Election

Review by Adam Blair

Directed by Alexander Payne
Screenplay by Alexander Payne, based on the novel by Tom Perrotta
Starring Matthew Broderick and Reese Witherspoon

Rated R, 103 minutes. (1999)

I suppose there are a few explanations for why Election has been getting only a so-so reception from the public, despite the fact that it's a pretty good film and has received mostly positive reviews. For one thing, while it's ostensibly about high school, it's really a movie for adults, so it's been difficult to market. In addition, summer is kiddie-pic time, not the best environment for dark, subtle satire. Then there's the title: people are already tired of the year 2000 presidential race (17 months and counting), so who wants to see a movie called Election?

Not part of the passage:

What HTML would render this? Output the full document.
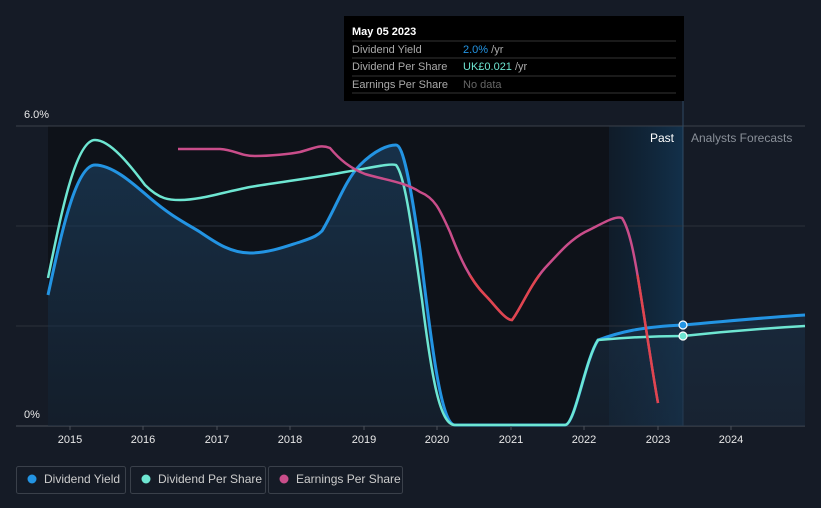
<!DOCTYPE html>
<html><head><style>
body{margin:0;background:#151b26;font-family:"Liberation Sans",sans-serif;}
svg{display:block}
</style></head><body>
<svg width="821" height="508" xmlns="http://www.w3.org/2000/svg">
<defs>
<linearGradient id="hl" x1="0" x2="1" y1="0" y2="0"><stop offset="0" stop-color="#11263a" stop-opacity="0.5"/><stop offset="1" stop-color="#12304a"/></linearGradient>
<linearGradient id="fa" x1="0" x2="0" y1="0" y2="1"><stop offset="0" stop-color="#1b3d5c" stop-opacity="0.9"/><stop offset="1" stop-color="#1a2b3e" stop-opacity="0.6"/></linearGradient>
<clipPath id="low"><rect x="0" y="275" width="821" height="200"/></clipPath>
</defs>
<rect width="821" height="508" fill="#151b26"/>
<rect x="48" y="126" width="635" height="300" fill="#0e1219"/>
<rect x="609" y="126" width="74" height="300" fill="url(#hl)"/>
<line x1="16" y1="126" x2="805" y2="126" stroke="#3a404a"/>
<line x1="16" y1="226" x2="805" y2="226" stroke="#2a303a"/>
<line x1="16" y1="326" x2="805" y2="326" stroke="#2a303a"/>
<line x1="16" y1="426" x2="805" y2="426" stroke="#4a505a"/>
<line x1="683" y1="100" x2="683" y2="426" stroke="#2f4a64"/>
<path d="M48,295 C60,240 75,165 95,165 C115,165 140,190 150,198 C170,215 180,220 200,232 C215,242 230,253 250,253 C270,253 290,245 300,242 C315,237 318,235 322,231 C335,210 345,180 360,165 C375,150 388,145 396,145 C403,145 410,180 420,250 C430,330 440,425 455,425 L565,425 C575,425 585,360 598,340 C620,332 640,327 683,325 C730,321 770,317 805,315 L805,426 L48,426 Z" fill="url(#fa)" opacity="0.8"/>
<path d="M48,295 C60,240 75,165 95,165 C115,165 140,190 150,198 C170,215 180,220 200,232 C215,242 230,253 250,253 C270,253 290,245 300,242 C315,237 318,235 322,231 C335,210 345,180 360,165 C375,150 388,145 396,145 C403,145 410,180 420,250 C430,330 440,425 455,425 L565,425 C575,425 585,360 598,340 C620,332 640,327 683,325 C730,321 770,317 805,315" fill="none" stroke="#2394e3" stroke-width="3"/>
<path d="M48,278 C60,220 75,140 95,140 C110,140 130,165 145,185 C160,200 170,200 180,200 C200,200 220,193 250,187 C280,182 320,177 345,172 C370,168 390,163 396,165 C405,175 412,230 422,300 C432,380 440,425 455,425 L565,425 C575,425 585,360 598,340 C620,338 650,336 683,336 C730,331 770,328 805,326" fill="none" stroke="#6ee6d2" stroke-width="2.5"/>
<path d="M178,149 L220,149 C235,150 240,156 255,156 C270,156 290,154 300,152 C315,148 320,144 330,148 C340,160 350,168 365,174 C385,180 405,182 420,192 C435,198 440,210 450,232 C460,258 470,280 485,295 C495,305 505,320 512,320 C520,310 530,285 545,268 C560,252 570,240 585,232 C600,225 615,215 622,218 C630,230 635,260 638,278 C645,320 652,370 658,403" fill="none" stroke="#c94d8a" stroke-width="2.5"/>
<path clip-path="url(#low)" d="M178,149 L220,149 C235,150 240,156 255,156 C270,156 290,154 300,152 C315,148 320,144 330,148 C340,160 350,168 365,174 C385,180 405,182 420,192 C435,198 440,210 450,232 C460,258 470,280 485,295 C495,305 505,320 512,320 C520,310 530,285 545,268 C560,252 570,240 585,232 C600,225 615,215 622,218 C630,230 635,260 638,278 C645,320 652,370 658,403" fill="none" stroke="#e0454f" stroke-width="2.5"/>
<circle cx="683" cy="325" r="4" fill="#2394e3" stroke="#fff" stroke-width="1.2"/>
<circle cx="683" cy="336" r="4" fill="#6ee6d2" stroke="#fff" stroke-width="1.2"/>
<text x="24" y="118" fill="#e8e8e8" font-size="11">6.0%</text>
<text x="24" y="418" fill="#e8e8e8" font-size="11">0%</text>
<text x="674" y="142" fill="#ffffff" font-size="12" text-anchor="end">Past</text>
<text x="691" y="142" fill="#8a9099" font-size="12">Analysts Forecasts</text>
<g fill="#e8e8e8" font-size="11" text-anchor="middle">
<text x="70" y="443">2015</text><text x="143" y="443">2016</text><text x="217" y="443">2017</text><text x="290" y="443">2018</text><text x="364" y="443">2019</text><text x="437" y="443">2020</text><text x="511" y="443">2021</text><text x="584" y="443">2022</text><text x="658" y="443">2023</text><text x="731" y="443">2024</text>
</g>
<g stroke="#4a505a"><line x1="70" y1="426" x2="70" y2="430"/><line x1="143" y1="426" x2="143" y2="430"/><line x1="217" y1="426" x2="217" y2="430"/><line x1="290" y1="426" x2="290" y2="430"/><line x1="364" y1="426" x2="364" y2="430"/><line x1="437" y1="426" x2="437" y2="430"/><line x1="511" y1="426" x2="511" y2="430"/><line x1="584" y1="426" x2="584" y2="430"/><line x1="658" y1="426" x2="658" y2="430"/><line x1="731" y1="426" x2="731" y2="430"/></g>
<rect x="344" y="16" width="340" height="85" fill="#000"/>
<text x="352" y="35" fill="#fff" font-size="11" font-weight="bold">May 05 2023</text>
<g stroke="#333"><line x1="352" y1="41" x2="676" y2="41"/><line x1="352" y1="58" x2="676" y2="58"/><line x1="352" y1="76" x2="676" y2="76"/><line x1="352" y1="93" x2="676" y2="93"/></g>
<g font-size="11"><text x="352" y="53" fill="#aaa">Dividend Yield</text><text x="463" y="53" fill="#2394e3">2.0%<tspan fill="#aaa"> /yr</tspan></text>
<text x="352" y="70" fill="#aaa">Dividend Per Share</text><text x="463" y="70" fill="#6ee6d2">UK£0.021<tspan fill="#aaa"> /yr</tspan></text>
<text x="352" y="88" fill="#aaa">Earnings Per Share</text><text x="463" y="88" fill="#666">No data</text></g>
<g font-size="12" fill="#ccc">
<rect x="16.5" y="466.5" width="109" height="27" rx="2" fill="none" stroke="#3a404a"/><circle cx="32" cy="479" r="4.5" fill="#2394e3"/><text x="44" y="483">Dividend Yield</text>
<rect x="130.5" y="466.5" width="135" height="27" rx="2" fill="none" stroke="#3a404a"/><circle cx="146" cy="479" r="4.5" fill="#6ee6d2"/><text x="158" y="483">Dividend Per Share</text>
<rect x="268.5" y="466.5" width="134" height="27" rx="2" fill="none" stroke="#3a404a"/><circle cx="284" cy="479" r="4.5" fill="#c94d8a"/><text x="296" y="483">Earnings Per Share</text>
</g>
</svg>
</body></html>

Well, I did, and I enjoyed it, though it presents a fairly bleak view not just of high school and the world of politics (the two are remarkably similar) but of human nature in general. The audience I saw it with, however, didn't just not like it - they actively hated it. "I can't believe they gave that four stars," was a typical exiting comment I overheard. Why all the hostility?

Election takes place at a big high school in Omaha. Matthew Broderick plays the kind of caring, dedicated teacher parents love and most kids like, or at least tolerate. Hyper-perky Reese Witherspoon is the workaholic overachiever Tracy Flick, who has been running for student body president since, oh, the first day of kindergarten. (Think Al Gore with a snub nose and blonde hair.)

Broderick decides, in the interests of democracy, that the election should actually be a contest, so he enlists an earnest, cute-but-dumb jock (Chris Klein), who has been sidelined from the football team by a skiing accident, to run against Tracy. Think Bill Bradley minus about 40 IQ points.

The Ross Perot-like third candidate - and the only one who realizes that student body president elections are idiotic - is the jock's sister, played by Jessica Campbell, who has her own personal reasons for wanting to throw a monkey wrench into her brother's candidacy.

None of these parallels are forced, by the way. Election is a satire but it achieves its effects with deadpan direction and kitchen-sink realistic visuals. This is no candy-colored Clueless.

The election itself really just sets the stage for a series of pleasantly surprising plot twists. The script is intelligent, the direction, by Alexander Payne, is sure-footed, and the acting is consistently good and, in some cases excellent. It's no surprise that Broderick does well playing the type of earnest teacher his carefree Ferris Bueller would have made mincemeat of. He also doesn't flinch from showing his (and the character's) age, with a little gray at the temples and a slight paunch.

In addition, Witherspoon is delightfully funny as the driven demon with the angelic smile. (She also gave virtually the only non-catatonic performance in the dull-but-earnest Pleasantville. If she gets a crack at a few Christina Ricci-like roles, she could easily become an independent-film darling or maybe just a big movie star.)

So again, why the hostility towards this movie? I think there are three reasons, the biggest of which is not the film's fault.

One: At first, Election seems misogynistic, until you realize that while the women are portrayed as frumps, cockteasers and cold, vengeful sluts, the men don't come off any better. Payne assembles quite a collection of schmucks, dupes, dolts and self-important windbags. Broderick seems to be an exception - while his actions aren't admirable, his desire to foil goody-goody Tracy Flick is at least understandable - until you realize that he's the most deluded one of the bunch. The sad truth - driven home to him during the last of his many humiliations - is that the Tracy Flicks of the world do end up running things, and that while Americans pay lip service to the nobility of teaching, that's about all they pay. This depressing (but accurate) message is the second reason Election is not winning by a landslide.

Third: Unfortunately, with the shootings in Littleton and elsewhere bringing out a lot of pious blather about protecting our kids, it's not exactly the best time for a film that says they can be just as vicious and ambitious as any adult, and that they don't need guns to hurt each other. The shootings are a horror and I don't mean to minimize them, but part of the horror is that they, like this movie, shove in our face the fact that high school is at best tolerable and at worst a nightmare for the majority of students.

So Election, like a lot of politicians, suffers from bad timing, Catch this one on video, and play it after the next State of the Union address or candidates' "debate."